During the past several months, the news media have unveiled how generators are turning power plants on and off as often as several times an hour; taking plants off line for "unscheduled maintenance," and simply refusing to sell California power. Investigators have determined that these energy companies have deliberately gouged consumers to the tune of billions of dollars.

State Senate figures show that profits of these energy companies rose more 500 percent between 1999 and 2000.

If President Bush wanted FERC to control wholesale prices through a system of cost-plus pricing, it would happen overnight.

When it comes to long-term solutions, Bush's energy policy dangerously promotes a continued reliance on polluting fossil fuels and a resurgence of unsafe nuclear energy. Bush pays lip service to smart, sustainable solutions such as solar, wind and other sources of renewable energy, and to energy savings derived from conservation and improved efficiency.

Technologies proven to be dirty, dangerous and expensive will get the lion's share of taxpayer subsidies, while the 2002 federal budget slashes funding for solar research by more than 50 percent, with major cuts in funding for geothermal, hydrogen and biomass technology, and fuel cell research.

If the Bush administration were to make sustainable energy sources a priority, technologies such as wind, solar and some types of biomass could solve our long-term energy needs.

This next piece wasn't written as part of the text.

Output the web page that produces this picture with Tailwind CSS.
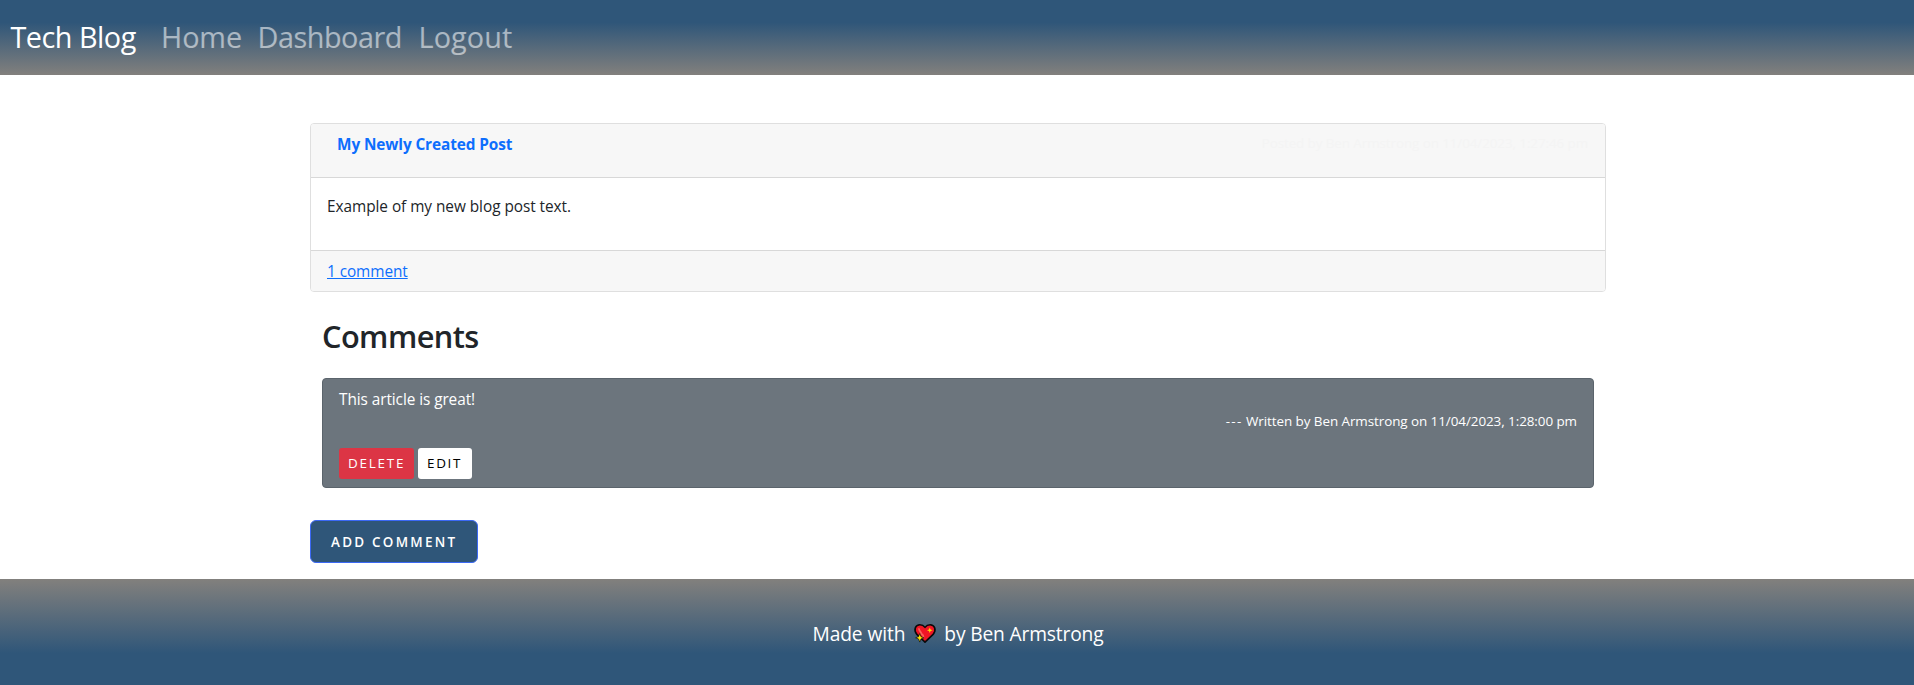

While such a policy is anathema to oil, coal and utility industry leaders, it is central to any forward-looking energy strategy.

The sensible responses to the energy crisis are clear: Control prices now and rely on renewable energy and conservation in the future.

It is up to us to let the president know he can't kowtow to the energy industry interests. Hopefully, he'll respond to the angry Californians he will hear this week.

Medea Benjamin is founding director of Global Exchange, a San Francisco corporate accountability organization.